Alfred kam vom KZ Kaiserwald im Oktober 1943 in das KZ Dundangen; die übrige Familie wurde in ein Arbeitslager des Armeebekleidungsamtes (ABA) nach Mühlengraben in der Nähe von Riga verlegt. Die Front rückte immer näher, so dass die Häftlinge im Oktober 1944 nach Libau verlegt wurden. Hierhin wurden auch die Häftlinge aus Dundangen im November 1944 auf einem brutalen Todesmarsch getrieben. Erneut wurde die Familie auseinandergerissen: Alfred Winter kam zunächst in das bei Danzig gelegene KZ Stutthof, die übrige Familie wurde per Schiff nach Hamburg gebracht und zunächst im Polizeigefängnis Fuhlsbüttel, dann im Arbeitserziehungslager „Nordmark“ bei Kiel inhaftiert. Dort wurden sie am 30.4.1945 befreit und vom schwedischen Roten Kreuz gerettet. Alfred dagegen wurde noch in das KZ Buchenwald verlegt und überlebte einen weiteren Todesmarsch in das KZ Theresienstadt, wo er endlich am 9.5.1945 von der Roten Armee befreit wurde.
Die Befreier verpflichteten ihn noch, einen Monat lang bei der Bergung der Hunderten von Toten zu helfen, die kurz vor und auch noch nach der Befreiung an Entkräftung und Krankheiten gestorben waren. Im Juli 1945 kehrte Alfred nach Korschenbroich zurück. Als erstes nahm er das Haus der Familie wieder in Besitz und ließ sich im Februar 1946 in den Entnazifizierungsausschuss wählen. Von Juli bis Oktober 1947 reiste er für drei Monate nach Nürnberg, wo er als Zeuge im Prozess gegen ehemalige Angehörige der SS-Einsatzgruppen aussagte. Er war erschüttert von der z.T. nachsichtigen Behandlung der Mörder und hätte es bevorzugt, wie er später (1996) sagte, wenn auf radikalere Weise Gerechtigkeit geübt worden wäre.

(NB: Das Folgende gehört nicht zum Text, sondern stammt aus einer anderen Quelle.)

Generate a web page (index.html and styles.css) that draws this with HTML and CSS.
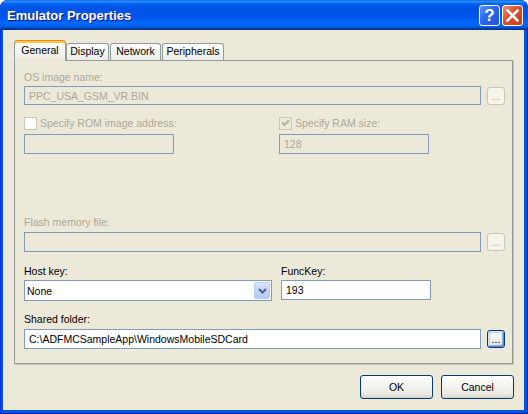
FILE: index.html
```html
<!DOCTYPE html>
<html>
<head>
<meta charset="utf-8">
<link rel="stylesheet" href="styles.css">
</head>
<body>
<div class="window">
  <div class="titlebar">
    <span class="title">Emulator Properties</span>
    <span class="tbtn help">?</span>
    <span class="tbtn close"><svg width="13" height="13" viewBox="0 0 13 13"><path d="M1.5 1.5 L11.5 11.5 M11.5 1.5 L1.5 11.5" stroke="#fff" stroke-width="2.6" stroke-linecap="square" fill="none"/></svg></span>
  </div>
  <div class="client">
    <div class="tabs">
      <div class="tab active t-general">General</div>
      <div class="tab t-display">Display</div>
      <div class="tab t-network">Network</div>
      <div class="tab t-periph">Peripherals</div>
    </div>
    <div class="panel">
      <div class="label dis">OS image name:</div>
      <div class="row r-os">
        <div class="tb dis wide h19">PPC_USA_GSM_VR.BIN</div>
        <div class="dots dis">...</div>
      </div>
      <div class="row r-checks">
        <div class="check col-a"><span class="box"></span><span class="dis">Specify ROM image address:</span></div>
        <div class="check"><span class="box checked"><svg width="9" height="9" viewBox="0 0 9 9"><path d="M1 3.5 L3.5 6 L8 1.5" stroke="#B5B2A3" stroke-width="2" fill="none"/></svg></span><span class="dis">Specify RAM size:</span></div>
      </div>
      <div class="row r-sizes">
        <div class="tb dis w150 col-a-box"></div>
        <div class="tb dis w150">128</div>
      </div>
      <div class="label dis l-flash">Flash memory file:</div>
      <div class="row r-flash">
        <div class="tb dis wide"></div>
        <div class="dots dis">...</div>
      </div>
      <div class="row r-hostlabels">
        <div class="label col-b">Host key:</div>
        <div class="label">FuncKey:</div>
      </div>
      <div class="row r-host">
        <div class="combo">
          <span class="combo-text">None</span>
          <span class="combo-btn"><svg width="9" height="6" viewBox="0 0 9 6"><path d="M1 1 L4.5 4.5 L8 1" stroke="#4D6185" stroke-width="2" fill="none"/></svg></span>
        </div>
        <div class="tb w150 func">193</div>
      </div>
      <div class="label l-shared">Shared folder:</div>
      <div class="row r-shared">
        <div class="tb wide">C:\ADFMCSampleApp\WindowsMobileSDCard</div>
        <div class="dots focus">...</div>
      </div>
    </div>
    <div class="buttons">
      <div class="btn">OK</div>
      <div class="btn">Cancel</div>
    </div>
  </div>
</div>
</body>
</html>
```
FILE: styles.css
```css
* { box-sizing: border-box; }
html, body { margin: 0; padding: 0; }
body {
  width: 528px; height: 414px; overflow: hidden; background: #fff;
  font-family: "Liberation Sans", Arial, sans-serif; font-size: 10.5px; color: #000;
}
.window {
  width: 528px; height: 414px; display: flex; flex-direction: column;
  background: #0054E3; border-radius: 8px 8px 0 0; overflow: hidden;
  box-shadow: inset 1px 0 0 #0831D9, inset -1px 0 0 #001EA0, inset 0 -1px 0 #001EA0;
}
.titlebar {
  height: 30px; flex: none; display: flex; align-items: flex-start;
  padding: 0 5px 0 7px; border-radius: 8px 8px 0 0;
  background: linear-gradient(to bottom, #0058EE 0%, #3593FF 4%, #288EFF 6%, #127DFF 8%, #036FFC 10%, #0262EE 14%, #0057E5 20%, #0054E3 24%, #0055EB 56%, #005BF5 66%, #026AFE 76%, #0062EF 86%, #0052D6 92%, #0040AB 94%, #003092 100%);
}
.title {
  flex: 1; margin-top: 8px; line-height: 15px;
  font-weight: bold; font-size: 13px; color: #fff; text-shadow: 1px 1px #0F1089;
}
.tbtn {
  width: 21px; height: 21px; margin-top: 5px; border: 1px solid #fff; border-radius: 3px;
  display: flex; align-items: center; justify-content: center;
}
.help {
  margin-right: 2px; color: #fff; font-weight: bold; font-size: 17px; line-height: 19px;
  background: linear-gradient(135deg, #5A93F9 0%, #2D66EE 45%, #1E52DC 100%);
}
.close {
  background: linear-gradient(135deg, #EE8A6B 0%, #DE4E2B 45%, #C83D18 100%);
}
.client {
  flex: 1; margin: 0 4px 4px 3px; background: #ECE9D8;
  padding: 10px 11px 0 11px; display: flex; flex-direction: column;
}
.tabs { height: 20px; flex: none; display: flex; align-items: flex-end; position: relative; z-index: 1; }
.tab {
  height: 17px; border: 1px solid #919B9C; border-bottom: none; border-radius: 3px 3px 0 0;
  background: linear-gradient(#FFFFFF, #F3F3EF 60%, #ECEBE6);
  text-align: center; line-height: 15px;
}
.tab.active {
  height: 21px; margin-bottom: -1px; padding-top: 2px; line-height: 14px;
  border-top: 1px solid #E68B2C; box-shadow: inset 0 2px 0 #FFC73C;
  background: linear-gradient(#FCFCFE, #F4F3EE 60%, #ECE9D8);
}
.t-general { width: 52px; }
.t-display { width: 43px; }
.t-network { width: 51px; margin-left: 1px; }
.t-periph { width: 62px; margin-left: 1px; }
.panel {
  height: 304px; flex: none; border: 1px solid #919B9C; background: #ECE9D8;
  box-shadow: 1px 1px 0 #C9C6B6; padding: 10px 0 0 9px;
  display: flex; flex-direction: column;
}
.label { height: 13px; line-height: 13px; white-space: nowrap; }
.dis { color: #ACA899; }
.row { display: flex; align-items: center; flex: none; }
.r-os { margin-top: 2px; }
.r-checks { margin-top: 12px; height: 13px; }
.r-sizes { margin-top: 4px; }
.l-flash { margin-top: 62px; }
.r-flash { margin-top: 3px; }
.r-hostlabels { margin-top: 13px; }
.r-host { margin-top: 2px; align-items: flex-start; }
.l-shared { margin-top: 12px; }
.r-shared { margin-top: 3px; }
.col-a { width: 255px; }
.col-a-box { margin-right: 105px; }
.col-b { width: 257px; }
.tb {
  height: 20px; border: 1px solid #7F9DB9; background: #fff; padding: 0 4px;
  display: flex; align-items: center; white-space: nowrap;
}
.tb.dis { background: #ECE9D8; }
.h19 { height: 19px; }
.wide { width: 457px; }
.w150 { width: 150px; }
.dots {
  width: 18px; height: 18px; margin-left: 6px; border: 1px solid #C9C7BA; border-radius: 3px;
  background: #F5F4EA; text-align: center; line-height: 16px;
}
.dots.focus {
  border-color: #003C74; color: #000;
  background: linear-gradient(#FFFFFF, #F0F0EA 60%, #E5E4DA);
  box-shadow: inset 1px 1px 0 #CEE7FF, inset -1px -1px 0 #6982EE, inset 2px 2px 0 #BCD4F6, inset -2px -2px 0 #89ADE4;
}
.check { display: flex; align-items: center; height: 13px; line-height: 13px; white-space: nowrap; }
.box {
  width: 13px; height: 13px; border: 1px solid #CAC8BB; background: #fff; margin-right: 3px;
  display: flex; align-items: center; justify-content: center; flex: none;
}
.box.checked { background: #ECE9D8; }
.combo {
  width: 248px; height: 21px; border: 1px solid #7F9DB9; background: #fff;
  display: flex; align-items: center; margin-right: 9px;
}
.combo-text { flex: 1; padding-left: 2px; }
.combo-btn {
  width: 16px; height: 17px; margin-right: 1px; border: 1px solid #B9CCF7; border-radius: 2px;
  background: linear-gradient(#DCE6FD, #C3D4FB 50%, #B5C9F6);
  display: flex; align-items: center; justify-content: center;
}
.buttons { display: flex; justify-content: flex-end; gap: 8px; margin-top: 11px; margin-right: -1px; }
.btn {
  width: 73px; height: 24px; border: 1px solid #003C74; border-radius: 3px;
  background: linear-gradient(#FFFFFF 0%, #F4F4F0 40%, #ECEBE6 80%, #D6D0C5 100%);
  display: flex; align-items: center; justify-content: center;
}
```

In Nürnberg lernte Alfred Grete Wolf kennen, die für die amerikanische Besatzungsmacht arbeitete. Sie wollten nicht länger in Deutschland bleiben und emigrierten nach Schweden, wo auch die übrigen Familienangehörigen lebten. Alfred und Grete heirateten im Juli 1948 in Göteborg. Ein Jahr später wanderten sie nach Chicopee (Massachusetts/USA), wo Alfred bis zum Tod Gretes 1974 lebte. Er lernte bald darauf seine zweite Frau, Edith Rosen, kennen, wie er eine Überlebende des Rigaer Ghettos. Mit ihr zog er nach Norwalk/Connecticut, wo er bis zu seinem Tod lebte. Alfred kam noch zweimal in das Land zurück, das nicht mehr seine Heimat war. 1970 sagte er in einem weiteren NS-Verfahren in Hamburg aus, einige Jahre später besuchte er noch einmal seine Heimatstadt Korschenbroich. Seine schrecklichen Erlebnisse, die bis zum Schluss in Albträumen wiederkehrten, verarbeitete er in einem eigenen Buch.